Switzerland’s government said it would begin easing its coronavirus containment measures at the end of the month and is working on a plan for a stepwise return to normal.
Interior Minister Alain Berset said the aim is to map out the timing and order of events for a transition that would likely take weeks. The plan will be carried out in coordination with other countries and will take account of economic needs as well as the importance of keeping the virus in check.
Switzerland declared a state of emergency on March 16, closing shops, restaurants, bars, and entertainment and leisure facilities until April 19. The lockdown will be extended a week until April 26, the government said.
“We are on the right path, but we haven’t reached the goal yet,” said President Simonetta Sommaruga.
Other European governments also are starting to think about how to reopen factories, offices, and schools while minimizing the chance of further outbreaks. Austria on Monday said it would gradually begin to reopen shops after Easter, becoming the first country in Europe to do so.

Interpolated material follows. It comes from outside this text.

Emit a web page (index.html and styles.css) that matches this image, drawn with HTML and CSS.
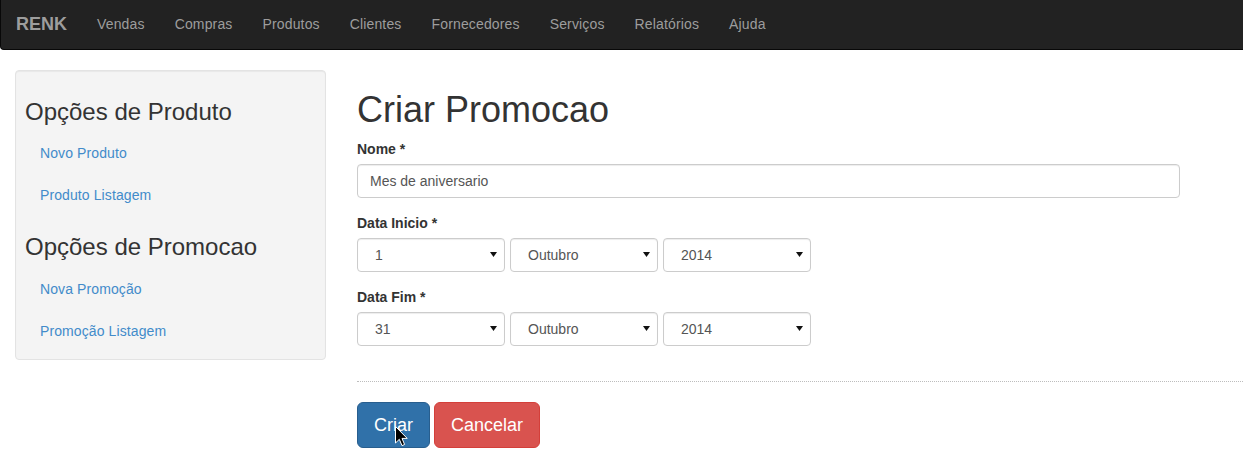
FILE: index.html
```html
<!DOCTYPE html>
<html lang="pt">
<head>
<meta charset="utf-8">
<title>Criar Promocao</title>
<link rel="stylesheet" href="styles.css">
</head>
<body>
<nav class="navbar">
  <a class="brand" href="#">RENK</a>
  <ul class="nav-links">
    <li><a href="#">Vendas</a></li>
    <li><a href="#">Compras</a></li>
    <li><a href="#">Produtos</a></li>
    <li><a href="#">Clientes</a></li>
    <li><a href="#">Fornecedores</a></li>
    <li><a href="#">Serviços</a></li>
    <li><a href="#">Relatórios</a></li>
    <li><a href="#">Ajuda</a></li>
  </ul>
</nav>
<div class="layout">
  <aside class="well">
    <h3>Opções de Produto</h3>
    <ul class="side-nav">
      <li><a href="#">Novo Produto</a></li>
      <li><a href="#">Produto Listagem</a></li>
    </ul>
    <h3>Opções de Promocao</h3>
    <ul class="side-nav">
      <li><a href="#">Nova Promoção</a></li>
      <li><a href="#">Promoção Listagem</a></li>
    </ul>
  </aside>
  <main class="main">
    <h1>Criar Promocao</h1>
    <div class="form-group">
      <label class="label">Nome *</label>
      <div class="input">Mes de aniversario</div>
    </div>
    <div class="form-group">
      <label class="label">Data Inicio *</label>
      <div class="selects">
        <div class="select"><span>1</span><svg class="caret" width="7" height="5" viewBox="0 0 7 5"><path d="M0 0H7L3.5 5Z" fill="#111"/></svg></div>
        <div class="select"><span>Outubro</span><svg class="caret" width="7" height="5" viewBox="0 0 7 5"><path d="M0 0H7L3.5 5Z" fill="#111"/></svg></div>
        <div class="select"><span>2014</span><svg class="caret" width="7" height="5" viewBox="0 0 7 5"><path d="M0 0H7L3.5 5Z" fill="#111"/></svg></div>
      </div>
    </div>
    <div class="form-group">
      <label class="label">Data Fim *</label>
      <div class="selects">
        <div class="select"><span>31</span><svg class="caret" width="7" height="5" viewBox="0 0 7 5"><path d="M0 0H7L3.5 5Z" fill="#111"/></svg></div>
        <div class="select"><span>Outubro</span><svg class="caret" width="7" height="5" viewBox="0 0 7 5"><path d="M0 0H7L3.5 5Z" fill="#111"/></svg></div>
        <div class="select"><span>2014</span><svg class="caret" width="7" height="5" viewBox="0 0 7 5"><path d="M0 0H7L3.5 5Z" fill="#111"/></svg></div>
      </div>
    </div>
    <hr class="divider">
    <div class="actions">
      <button class="btn btn-primary">Criar</button>
      <button class="btn btn-danger">Cancelar</button>
      <svg class="cursor" width="13" height="21" viewBox="0 0 13 21"><path d="M0.5 0.5V17L4.3 13.3L7 19.6L9.6 18.5L7 12.4H12.2Z" fill="#000" stroke="#fff" stroke-width="1"/></svg>
    </div>
  </main>
</div>
</body>
</html>
```

FILE: styles.css
```css
* { box-sizing: border-box; }
html, body { margin: 0; padding: 0; }
body {
  font-family: "Liberation Sans", Arial, sans-serif;
  font-size: 14px;
  line-height: 20px;
  color: #333;
  background: #fff;
  overflow: hidden;
}
a { text-decoration: none; }
ul { list-style: none; margin: 0; padding: 0; }

.navbar {
  display: flex;
  align-items: flex-start;
  height: 50px;
  background: #222;
  border-left: 1px solid #080808;
  border-bottom: 1px solid #080808;
  border-bottom-left-radius: 4px;
}
.brand {
  display: block;
  padding: 14px 15px 15px 15px;
  font-size: 18px;
  font-weight: bold;
  line-height: 20px;
  color: #9d9d9d;
}
.nav-links { display: flex; }
.nav-links a {
  display: block;
  padding: 14px 15px 15px;
  line-height: 20px;
  letter-spacing: 0.15px;
  color: #9d9d9d;
}

.layout {
  display: flex;
  align-items: flex-start;
  gap: 31px;
  margin-top: 20px;
  padding-left: 15px;
}
.well {
  width: 311px;
  flex: none;
  background: #f4f4f4;
  border: 1px solid #e3e3e3;
  border-radius: 4px;
  box-shadow: inset 0 1px 1px rgba(0,0,0,.05);
  padding: 9px 9px 8px;
}
.well h3 {
  margin: 19px 0 8px;
  font-size: 24px;
  font-weight: normal;
  line-height: 26.4px;
  color: #333;
}
.side-nav li + li { margin-top: 2px; }
.side-nav a {
  display: block;
  padding: 10px 15px;
  letter-spacing: 0.1px;
  color: #428bca;
}

.main {
  flex: 1;
  min-width: 0;
  display: flex;
  flex-direction: column;
  align-items: flex-start;
}
.main h1 {
  margin: 20px 0 9px;
  font-size: 36px;
  font-weight: normal;
  line-height: 39.6px;
  color: #333;
}
.form-group { margin-bottom: 15px; }
.label {
  display: block;
  margin-bottom: 5px;
  font-weight: bold;
  color: #333;
}
.input {
  width: 823px;
  height: 34px;
  padding: 6px 12px;
  border: 1px solid #ccc;
  border-radius: 4px;
  box-shadow: inset 0 1px 1px rgba(0,0,0,.075);
  color: #555;
}
.selects { display: flex; gap: 5px; }
.select {
  width: 148px;
  height: 34px;
  display: flex;
  align-items: center;
  justify-content: space-between;
  padding: 0 7px 0 17px;
  border: 1px solid #ccc;
  border-radius: 4px;
  box-shadow: inset 0 1px 1px rgba(0,0,0,.075);
  color: #555;
}
.caret { display: block; }

.divider {
  align-self: stretch;
  margin: 20px 0;
  border: 0;
  border-top: 1px dotted #bdbdbd;
  height: 0;
}
.actions {
  position: relative;
  display: flex;
  gap: 4px;
}
.btn {
  font-family: inherit;
  font-size: 18px;
  line-height: 24px;
  padding: 10px 16px;
  border: 1px solid transparent;
  border-radius: 6px;
  color: #fff;
  cursor: pointer;
}
.btn-primary { background: #3071a9; border-color: #285e8e; }
.btn-danger { background: #d9534f; border-color: #d43f3a; }
.cursor {
  position: absolute;
  left: 38px;
  top: 24px;
}
```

Pressure is building on governments to explain their plans because of the mounting economic costs of measures designed to contain the coronavirus. Economics Minister Guy Parmelin said the Swiss economy has taken an enormous hit with production collapsing about 25 percent.

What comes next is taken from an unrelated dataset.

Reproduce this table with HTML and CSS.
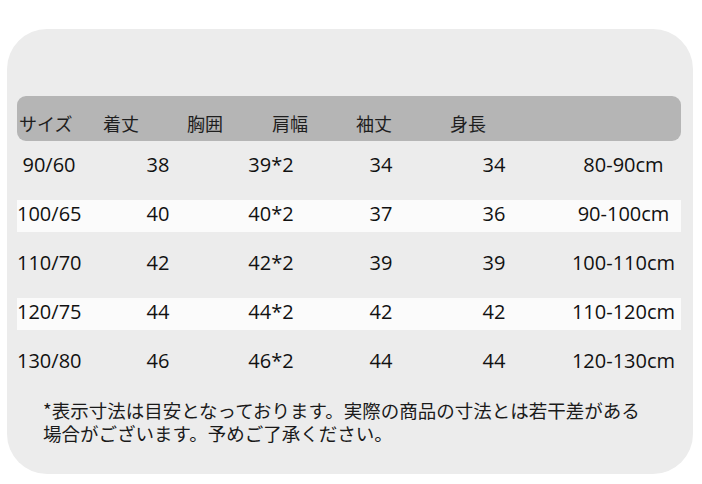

“We must seriously envision a profound crisis that lasts a long time,” he said. “The state can’t be engaged everywhere.”
The government said it is working on an aid package for the devastated airline industry, which employs more than 200,000 in Switzerland.
It also expanded some unemployment benefits for workers. About 30 percent of the labor force, or about 1.5 million people, are already receiving wage subsidies known as short-time work.
Switzerland’s jobless rate rose to 3 percent in March and an increase of 7 percent in the coming months was not impossible, Parmelin said.